Georgia House lawmakers are looking at a controversial proposal to ban state employees' health insurance plans from covering abortions.

That could affect hundreds of thousands of women who work for state agencies.

The move came as a surprise in a legislative session in which abortion had not been an issue.

It seemed as if reproductive rights would not come up for debate this year.

Then, on day 38 of the 40-day legislative session, a senator tacked the controversial amendment to block state employees' health insurance plans from covering abortions onto an unrelated House bill on health benefits for workers with the Georgia World Congress Center.

The amendment caught reproductive rights advocates off guard.

"No public  hearings and no public input.
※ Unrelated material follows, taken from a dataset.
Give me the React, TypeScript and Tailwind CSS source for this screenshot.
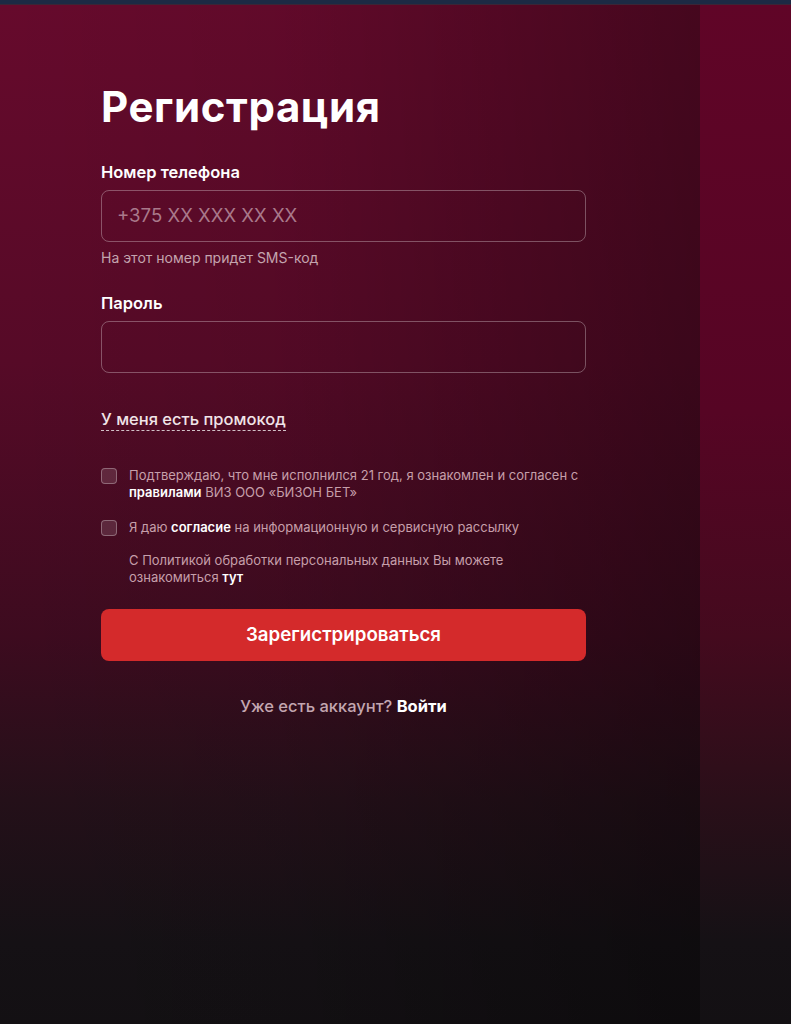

This is a huge surprise," said Nikema Williams, with Planned Parenthood Southeast.

Williams said the bill would restrict the reproductive rights of hundreds of thousands women who work for the state.

"Women's rights to make personal medical decisions should be left to them, their doctors and their faith and nothing to do with this government intrusion happening today," Williams said.

State Sen. Mike Crane, a Republican, added the measure onto House Bill 246.

Crane said his proposal would protect taxpayers who find abortion immoral.

"It's going to save the taxpayers' money and let people who choose to have abortions pay for it themselves," said Crane, who argued that amendment would not interfere with women's reproductive rights.

"I do not think so at all," Crane said.

State Sen. Nan Orrock, a Democrat, said the provision could put women, who are making difficult choices about their health and values, at risk.

"Your daughter could be the victim of a rape and with a pregnancy ensuing and you would not be able to cover that with your state employee health plan," Orrock said.

State Rep. Rich Golick, who sponsored the original un-amended bill, would not comment.

Gov. Nathan Deal supports the abortion amendment.

Lawmakers have until Thursday to approve the proposal or it will die.